> **What is needed**
Give the count of lines that include the string "index". Add nothing to it.

________________________

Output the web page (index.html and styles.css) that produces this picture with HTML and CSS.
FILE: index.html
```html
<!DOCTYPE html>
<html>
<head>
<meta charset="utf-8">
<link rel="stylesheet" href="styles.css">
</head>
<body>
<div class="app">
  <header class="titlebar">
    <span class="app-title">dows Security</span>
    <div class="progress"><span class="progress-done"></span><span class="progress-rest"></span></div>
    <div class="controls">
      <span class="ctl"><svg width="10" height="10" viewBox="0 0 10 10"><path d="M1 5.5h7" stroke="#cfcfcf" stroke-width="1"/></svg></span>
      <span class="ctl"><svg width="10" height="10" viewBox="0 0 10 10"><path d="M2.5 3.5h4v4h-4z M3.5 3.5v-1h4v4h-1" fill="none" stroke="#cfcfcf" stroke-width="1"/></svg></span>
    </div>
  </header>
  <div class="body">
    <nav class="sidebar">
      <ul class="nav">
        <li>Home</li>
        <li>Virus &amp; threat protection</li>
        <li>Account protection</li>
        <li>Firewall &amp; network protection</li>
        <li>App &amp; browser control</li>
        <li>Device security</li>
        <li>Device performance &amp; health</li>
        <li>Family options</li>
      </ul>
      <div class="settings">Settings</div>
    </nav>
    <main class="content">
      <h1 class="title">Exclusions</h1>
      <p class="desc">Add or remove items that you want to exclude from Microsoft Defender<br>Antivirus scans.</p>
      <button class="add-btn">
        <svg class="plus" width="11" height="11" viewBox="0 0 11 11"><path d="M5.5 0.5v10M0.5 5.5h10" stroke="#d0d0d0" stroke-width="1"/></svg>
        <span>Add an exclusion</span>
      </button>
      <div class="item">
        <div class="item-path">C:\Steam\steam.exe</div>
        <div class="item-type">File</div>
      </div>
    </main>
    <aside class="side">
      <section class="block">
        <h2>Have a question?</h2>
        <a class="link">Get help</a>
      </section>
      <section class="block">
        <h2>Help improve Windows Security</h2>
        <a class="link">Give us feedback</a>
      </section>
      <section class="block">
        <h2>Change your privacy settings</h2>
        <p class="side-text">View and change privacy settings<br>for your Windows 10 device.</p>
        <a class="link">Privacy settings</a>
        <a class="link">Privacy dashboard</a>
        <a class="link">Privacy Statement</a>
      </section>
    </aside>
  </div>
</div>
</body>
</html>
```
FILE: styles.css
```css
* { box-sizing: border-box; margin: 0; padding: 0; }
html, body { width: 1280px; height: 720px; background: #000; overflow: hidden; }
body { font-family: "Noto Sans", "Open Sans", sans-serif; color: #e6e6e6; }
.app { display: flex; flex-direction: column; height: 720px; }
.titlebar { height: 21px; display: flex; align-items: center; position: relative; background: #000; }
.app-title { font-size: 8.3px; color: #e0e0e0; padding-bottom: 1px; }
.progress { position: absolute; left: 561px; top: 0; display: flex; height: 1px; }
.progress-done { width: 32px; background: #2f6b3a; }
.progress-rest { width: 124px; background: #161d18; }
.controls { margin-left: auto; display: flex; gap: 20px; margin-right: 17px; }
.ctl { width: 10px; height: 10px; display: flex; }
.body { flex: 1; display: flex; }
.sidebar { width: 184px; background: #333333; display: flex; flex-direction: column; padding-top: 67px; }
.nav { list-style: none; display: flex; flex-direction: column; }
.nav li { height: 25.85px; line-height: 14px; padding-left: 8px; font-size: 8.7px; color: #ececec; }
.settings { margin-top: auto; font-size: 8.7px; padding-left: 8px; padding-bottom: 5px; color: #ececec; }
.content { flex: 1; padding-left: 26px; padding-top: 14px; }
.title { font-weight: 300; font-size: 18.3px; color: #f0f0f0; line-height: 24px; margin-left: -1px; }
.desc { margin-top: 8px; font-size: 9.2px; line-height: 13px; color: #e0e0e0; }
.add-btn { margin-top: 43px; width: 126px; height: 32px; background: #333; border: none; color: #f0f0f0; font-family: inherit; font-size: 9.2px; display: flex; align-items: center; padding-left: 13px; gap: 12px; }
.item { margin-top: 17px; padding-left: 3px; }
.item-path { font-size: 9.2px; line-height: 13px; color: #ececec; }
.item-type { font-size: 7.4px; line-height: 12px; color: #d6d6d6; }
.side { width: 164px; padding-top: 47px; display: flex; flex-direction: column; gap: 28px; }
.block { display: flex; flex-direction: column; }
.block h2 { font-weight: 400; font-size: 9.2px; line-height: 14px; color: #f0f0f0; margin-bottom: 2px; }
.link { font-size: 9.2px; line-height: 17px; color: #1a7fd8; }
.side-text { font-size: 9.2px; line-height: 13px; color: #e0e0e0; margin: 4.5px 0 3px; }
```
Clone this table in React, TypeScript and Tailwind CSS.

________________________

> **Written response**
2